Based on a CBS news article from 2010, Juarez was labeled “Murder Capital of the World,” after more than 7,000 people died that year. The economy was down and more people migrated to the city, thus the need for housing increased.

Adam Steinhauer, junior mechanical engineering technology  major, said his grandparents did not want him to go, but their fear did not sway him.

“I had no concerns whatsoever,” Steinhauer said. “God’s hand is going to be on this trip and what will happen, will happen.”

Casas Por Cristo Human Resources Manager, Gail Andrews, was the missionary leading the His House team, and she further explained that the drug cartels have no reason for violence against CPC, who help build up their city.

“The drug cartels would never deny a fellow member of the community a home,” Andrews said. She looked around and pointed to the shacks made of plywood, tarps and cardboard. “Your heart breaks for the people here when you start to see what they are living in and what they don’t have. Yet, they are still joyful in spite of their current circumstances.”

His House Campus Minister Peter Elenbaas said it was life changing to see the contentment displayed by those living in this impoverished area.
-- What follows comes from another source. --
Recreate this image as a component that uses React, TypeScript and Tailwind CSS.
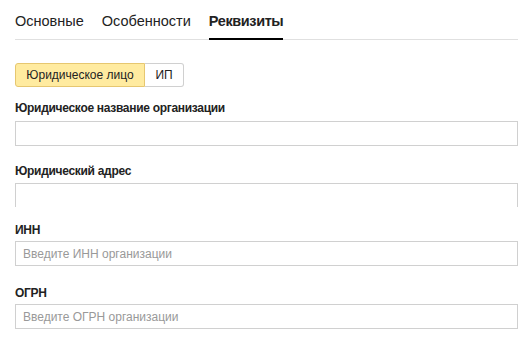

“The poverty in Mexico is a stark contrast to El Paso,” Elenbaas said. “However, the people show that happiness does not come through accumulating material possessions that we have taken for granted in the U.S.”

In Mexico the team saw garbage everywhere. Stray dogs roamed the streets. The smell of burning rubber infiltrated the vans. Construction began Monday morning. A frame was built to contain the concrete; however, it rained the first two days.

Despite the rain, students encouraged each other to keep working. Whether or not the concrete would set correctly was the looming question at the end of day one.

“It seemed disastrous, but God’s hand was on it,” Steinhauer said. “There was a reason behind it all.”

Unbeknown, to the team or Andrews, Camillo Medina, the grandfather who had 20 years of concrete experience, continued working until 11 p.m. finishing the cement.

“That’s the Lord providing something I couldn’t do,” Andrews said. “The house always gets finished, even against the odds and weather. It’s really Jesus and His work we are doing.”

The next day consisted of putting up walls, nailing the black board and attaching the roof. Wednesday’s agenda: insulation, electrical work, chicken wire, stucco, finishing the roof and starting the drywall. On the last day, the team dedicated the house by giving the Medina family house keys and a Bible signed by the team.

NMU students prayed in Spanish and a wooden cross was given to hang on the wall, Steinhauer said.

As each team member gave the family hugs, Tania, the mother, said in Spanish, “If you all hadn’t traveled over 30 hours, given up your spring break to build a house for us, my little girl wouldn’t be growing up in her own home.”

Andrews explained that many families Casas Por Cristo builds for do not speak English.

“They know we are loving people, even though we don’t speak the same language,” Andrews said. “Serving isn’t about you, but the people whom you’re serving.”

According to Redders, even though spring break is meant to be a time to relax, NMU His House went to Juarez to build a home and serve a family in need, but the mission trip was more than building a house.